Explain the Hybrid Organization Structure
Figuring out necessary jobs, how the jobs are related, who works with whom and who will make decisions -- this is organizational design. The proper organizational design helps position a company to achieve its goals. If a company needs employees to innovate, for example, a strict structure with many rules will impede work. If a company mass-produces products, strict controls help ensure products meet a reliable standard. Sometimes companies need a little of both, wanting control without sacrificing the ability to quickly adapt to the marketplace. For these companies, the hybrid structure was invented.
When represented on an organizational chart, tall structures have a vertical orientation due to a management hierarchy. The hierarchy means rules, a strict chain of command and centralized power. Jobs are specialized, typically grouped together by a work function such as marketing. It’s a machine-like structure described as mechanistic. Flat structures are described as organic or loose. Hierarchies are removed, and employees are grouped into teams made up of people possessing different abilities. Groups rely on expertise to make decisions. In exchange for less control, flat structures gain creativity and adaptability.

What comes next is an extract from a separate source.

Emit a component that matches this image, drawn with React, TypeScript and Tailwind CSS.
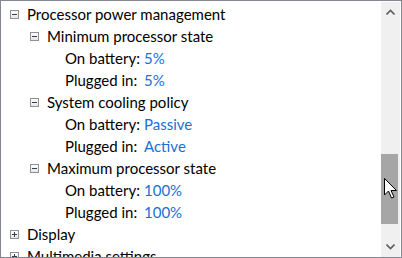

The hybrid structure is also known as the matrix structure, because, depicted on an organizational chart, it forms a matrix grid. Designers first create a vertical, functional organization, dividing employees into work departments or, perhaps, into company divisions -- say, women’s and men’s clothing divisions -- with further subdivision into functional areas such as production. Horizontal divisions are next created across departments, each devoted to particular products, programs or projects. Each employee, then, is connected vertically to a functional manager above and laterally to team members from other functional departments as well as to a project manager.
Setting up a vertical-horizontal organizational hybrid can give companies the advantages of both component structures. Lateral teams give what would otherwise be a rigid vertical structure flexibility. Teams can be formed, adjusted and dissolved according to need. There’s no bureaucracy standing in the way of a team’s ability to innovate. The functional segregation that usually gets in the way of interdepartmental cooperation, coordination and communication is gone, leaving the teams able to make rapid progress toward goals. The functional hierarchy still exerts control, meanwhile, making sure there’s no duplication of effort and resources.
The major pitfall of the hybrid structure lies in its two command chains. Every employee must answer to two supervisors, opening every employee up to divided loyalties and conflicts of interest. Bosses might also have conflicts if functional goals are at odds with project goals. For instance, a functional department needing to keep down costs might balk at providing more departmental resources to a particular project. Communication and conflict resolution skills are necessary abilities for this structure to succeed. Power between the vertical and horizontal frameworks must be kept in balance.